THE PROBLEM: Repeat the material below word for word and leave out all pictures.

DATASET SECTION:

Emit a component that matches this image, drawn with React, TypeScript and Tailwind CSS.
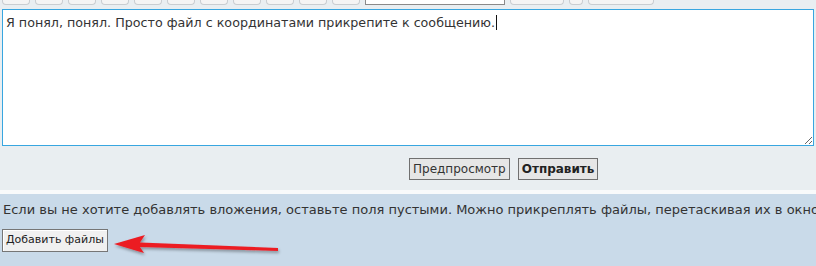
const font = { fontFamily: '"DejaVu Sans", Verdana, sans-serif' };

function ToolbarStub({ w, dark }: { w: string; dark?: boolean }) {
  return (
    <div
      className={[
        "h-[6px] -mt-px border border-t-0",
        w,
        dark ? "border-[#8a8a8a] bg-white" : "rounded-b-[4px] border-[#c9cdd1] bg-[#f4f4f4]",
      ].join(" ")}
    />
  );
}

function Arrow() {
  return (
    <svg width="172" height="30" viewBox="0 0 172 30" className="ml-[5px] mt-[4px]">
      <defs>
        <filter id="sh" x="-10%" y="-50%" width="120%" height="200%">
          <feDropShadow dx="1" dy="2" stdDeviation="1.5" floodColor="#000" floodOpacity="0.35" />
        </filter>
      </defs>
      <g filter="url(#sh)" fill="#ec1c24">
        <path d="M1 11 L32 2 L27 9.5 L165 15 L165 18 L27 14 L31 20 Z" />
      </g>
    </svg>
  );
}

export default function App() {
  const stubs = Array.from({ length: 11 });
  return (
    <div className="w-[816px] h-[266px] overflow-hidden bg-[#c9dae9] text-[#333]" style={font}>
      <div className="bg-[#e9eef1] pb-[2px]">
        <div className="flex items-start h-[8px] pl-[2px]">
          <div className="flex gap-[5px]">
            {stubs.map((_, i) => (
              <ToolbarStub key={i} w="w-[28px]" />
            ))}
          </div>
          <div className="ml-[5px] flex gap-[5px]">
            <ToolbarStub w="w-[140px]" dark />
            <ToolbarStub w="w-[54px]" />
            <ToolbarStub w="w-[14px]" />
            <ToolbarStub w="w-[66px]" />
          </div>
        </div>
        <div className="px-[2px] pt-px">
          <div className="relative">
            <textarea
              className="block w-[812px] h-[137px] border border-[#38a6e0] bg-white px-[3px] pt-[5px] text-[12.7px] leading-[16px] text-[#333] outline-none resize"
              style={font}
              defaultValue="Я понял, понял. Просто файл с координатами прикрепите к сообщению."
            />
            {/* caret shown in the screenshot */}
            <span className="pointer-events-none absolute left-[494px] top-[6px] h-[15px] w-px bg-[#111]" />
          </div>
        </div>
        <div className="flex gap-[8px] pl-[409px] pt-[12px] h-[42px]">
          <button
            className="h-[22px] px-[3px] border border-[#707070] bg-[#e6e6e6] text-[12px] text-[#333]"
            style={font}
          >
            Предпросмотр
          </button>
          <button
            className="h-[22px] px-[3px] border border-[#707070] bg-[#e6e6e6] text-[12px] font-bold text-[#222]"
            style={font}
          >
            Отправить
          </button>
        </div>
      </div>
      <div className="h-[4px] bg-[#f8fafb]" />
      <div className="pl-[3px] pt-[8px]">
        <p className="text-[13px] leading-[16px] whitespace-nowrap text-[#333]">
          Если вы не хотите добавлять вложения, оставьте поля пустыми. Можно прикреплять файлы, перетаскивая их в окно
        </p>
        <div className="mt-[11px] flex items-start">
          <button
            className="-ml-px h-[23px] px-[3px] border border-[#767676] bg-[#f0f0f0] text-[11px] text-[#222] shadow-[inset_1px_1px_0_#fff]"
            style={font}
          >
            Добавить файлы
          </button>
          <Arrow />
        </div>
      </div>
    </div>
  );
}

ANSWER TO THE EXERCISE:
Emit a component that matches this image, drawn with React, TypeScript and Tailwind CSS.
const font = { fontFamily: '"DejaVu Sans", Verdana, sans-serif' };

function ToolbarStub({ w, dark }: { w: string; dark?: boolean }) {
  return (
    <div
      className={[
        "h-[6px] -mt-px border border-t-0",
        w,
        dark ? "border-[#8a8a8a] bg-white" : "rounded-b-[4px] border-[#c9cdd1] bg-[#f4f4f4]",
      ].join(" ")}
    />
  );
}

function Arrow() {
  return (
    <svg width="172" height="30" viewBox="0 0 172 30" className="ml-[5px] mt-[4px]">
      <defs>
        <filter id="sh" x="-10%" y="-50%" width="120%" height="200%">
          <feDropShadow dx="1" dy="2" stdDeviation="1.5" floodColor="#000" floodOpacity="0.35" />
        </filter>
      </defs>
      <g filter="url(#sh)" fill="#ec1c24">
        <path d="M1 11 L32 2 L27 9.5 L165 15 L165 18 L27 14 L31 20 Z" />
      </g>
    </svg>
  );
}

export default function App() {
  const stubs = Array.from({ length: 11 });
  return (
    <div className="w-[816px] h-[266px] overflow-hidden bg-[#c9dae9] text-[#333]" style={font}>
      <div className="bg-[#e9eef1] pb-[2px]">
        <div className="flex items-start h-[8px] pl-[2px]">
          <div className="flex gap-[5px]">
            {stubs.map((_, i) => (
              <ToolbarStub key={i} w="w-[28px]" />
            ))}
          </div>
          <div className="ml-[5px] flex gap-[5px]">
            <ToolbarStub w="w-[140px]" dark />
            <ToolbarStub w="w-[54px]" />
            <ToolbarStub w="w-[14px]" />
            <ToolbarStub w="w-[66px]" />
          </div>
        </div>
        <div className="px-[2px] pt-px">
          <div className="relative">
            <textarea
              className="block w-[812px] h-[137px] border border-[#38a6e0] bg-white px-[3px] pt-[5px] text-[12.7px] leading-[16px] text-[#333] outline-none resize"
              style={font}
              defaultValue="Я понял, понял. Просто файл с координатами прикрепите к сообщению."
            />
            {/* caret shown in the screenshot */}
            <span className="pointer-events-none absolute left-[494px] top-[6px] h-[15px] w-px bg-[#111]" />
          </div>
        </div>
        <div className="flex gap-[8px] pl-[409px] pt-[12px] h-[42px]">
          <button
            className="h-[22px] px-[3px] border border-[#707070] bg-[#e6e6e6] text-[12px] text-[#333]"
            style={font}
          >
            Предпросмотр
          </button>
          <button
            className="h-[22px] px-[3px] border border-[#707070] bg-[#e6e6e6] text-[12px] font-bold text-[#222]"
            style={font}
          >
            Отправить
          </button>
        </div>
      </div>
      <div className="h-[4px] bg-[#f8fafb]" />
      <div className="pl-[3px] pt-[8px]">
        <p className="text-[13px] leading-[16px] whitespace-nowrap text-[#333]">
          Если вы не хотите добавлять вложения, оставьте поля пустыми. Можно прикреплять файлы, перетаскивая их в окно
        </p>
        <div className="mt-[11px] flex items-start">
          <button
            className="-ml-px h-[23px] px-[3px] border border-[#767676] bg-[#f0f0f0] text-[11px] text-[#222] shadow-[inset_1px_1px_0_#fff]"
            style={font}
          >
            Добавить файлы
          </button>
          <Arrow />
        </div>
      </div>
    </div>
  );
}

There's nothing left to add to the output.